Recorded data -
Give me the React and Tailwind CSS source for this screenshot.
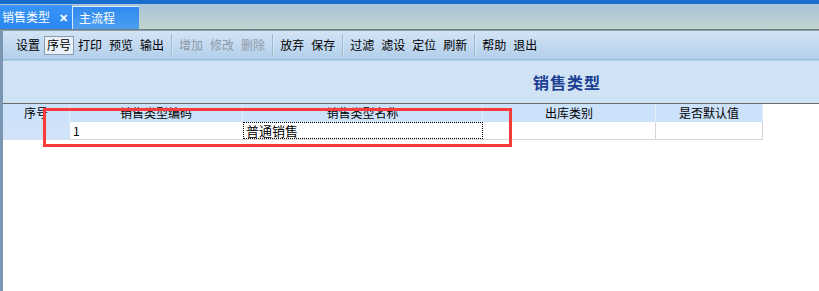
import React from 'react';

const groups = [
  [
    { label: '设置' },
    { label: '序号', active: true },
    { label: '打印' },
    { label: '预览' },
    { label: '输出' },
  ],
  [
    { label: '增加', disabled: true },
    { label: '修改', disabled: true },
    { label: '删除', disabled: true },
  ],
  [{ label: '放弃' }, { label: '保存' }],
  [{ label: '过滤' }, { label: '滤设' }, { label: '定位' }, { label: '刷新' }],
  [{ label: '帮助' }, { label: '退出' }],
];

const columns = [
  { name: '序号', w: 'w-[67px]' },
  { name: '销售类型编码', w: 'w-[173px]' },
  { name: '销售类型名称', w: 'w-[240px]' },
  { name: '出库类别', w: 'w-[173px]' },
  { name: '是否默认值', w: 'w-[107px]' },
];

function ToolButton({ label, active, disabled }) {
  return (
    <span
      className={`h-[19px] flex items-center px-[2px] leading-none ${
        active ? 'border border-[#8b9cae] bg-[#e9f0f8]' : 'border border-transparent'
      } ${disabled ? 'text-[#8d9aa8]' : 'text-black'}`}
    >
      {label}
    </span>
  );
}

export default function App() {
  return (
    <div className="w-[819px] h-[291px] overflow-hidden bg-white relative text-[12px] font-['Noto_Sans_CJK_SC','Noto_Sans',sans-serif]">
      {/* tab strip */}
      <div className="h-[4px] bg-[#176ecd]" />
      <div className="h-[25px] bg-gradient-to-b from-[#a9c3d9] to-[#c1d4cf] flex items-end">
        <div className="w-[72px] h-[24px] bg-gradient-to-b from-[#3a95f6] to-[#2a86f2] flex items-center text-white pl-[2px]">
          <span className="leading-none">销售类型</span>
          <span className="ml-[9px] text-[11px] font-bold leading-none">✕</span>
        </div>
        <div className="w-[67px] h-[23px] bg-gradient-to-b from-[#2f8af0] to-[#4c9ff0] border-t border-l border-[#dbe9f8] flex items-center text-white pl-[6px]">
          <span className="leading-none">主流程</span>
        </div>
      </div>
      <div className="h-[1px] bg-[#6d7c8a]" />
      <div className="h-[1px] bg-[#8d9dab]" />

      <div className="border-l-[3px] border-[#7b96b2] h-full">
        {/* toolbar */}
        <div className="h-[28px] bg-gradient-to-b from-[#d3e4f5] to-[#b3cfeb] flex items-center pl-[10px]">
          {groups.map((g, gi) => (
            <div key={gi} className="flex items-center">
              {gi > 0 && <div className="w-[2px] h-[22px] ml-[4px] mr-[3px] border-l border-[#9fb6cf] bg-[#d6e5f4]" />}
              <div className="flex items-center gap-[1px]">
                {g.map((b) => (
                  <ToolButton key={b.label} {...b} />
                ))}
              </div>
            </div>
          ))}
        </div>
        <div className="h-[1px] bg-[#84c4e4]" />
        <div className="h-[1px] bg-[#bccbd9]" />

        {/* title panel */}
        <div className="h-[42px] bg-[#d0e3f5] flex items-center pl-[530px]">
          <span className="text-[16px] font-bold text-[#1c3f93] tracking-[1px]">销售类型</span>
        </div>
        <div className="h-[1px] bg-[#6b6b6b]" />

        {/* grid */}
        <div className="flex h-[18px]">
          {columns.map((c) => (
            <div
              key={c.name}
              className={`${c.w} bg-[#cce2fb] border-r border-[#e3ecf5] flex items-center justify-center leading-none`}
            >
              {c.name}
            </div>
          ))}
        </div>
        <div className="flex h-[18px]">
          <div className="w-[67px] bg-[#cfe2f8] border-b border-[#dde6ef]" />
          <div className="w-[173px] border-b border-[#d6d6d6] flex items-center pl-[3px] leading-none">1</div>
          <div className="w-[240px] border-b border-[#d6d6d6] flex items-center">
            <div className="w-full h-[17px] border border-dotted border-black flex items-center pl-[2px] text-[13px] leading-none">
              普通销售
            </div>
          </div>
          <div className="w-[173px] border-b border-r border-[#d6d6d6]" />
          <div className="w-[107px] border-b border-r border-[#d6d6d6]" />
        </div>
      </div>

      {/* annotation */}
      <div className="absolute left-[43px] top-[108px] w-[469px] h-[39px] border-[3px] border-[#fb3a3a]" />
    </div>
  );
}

Written problem - With all pictures left out, please transcribe exactly the lines from the start of the material through the line with "import React from 'react';".

Answer below -
Give me the React and Tailwind CSS source for this screenshot.
import React from 'react';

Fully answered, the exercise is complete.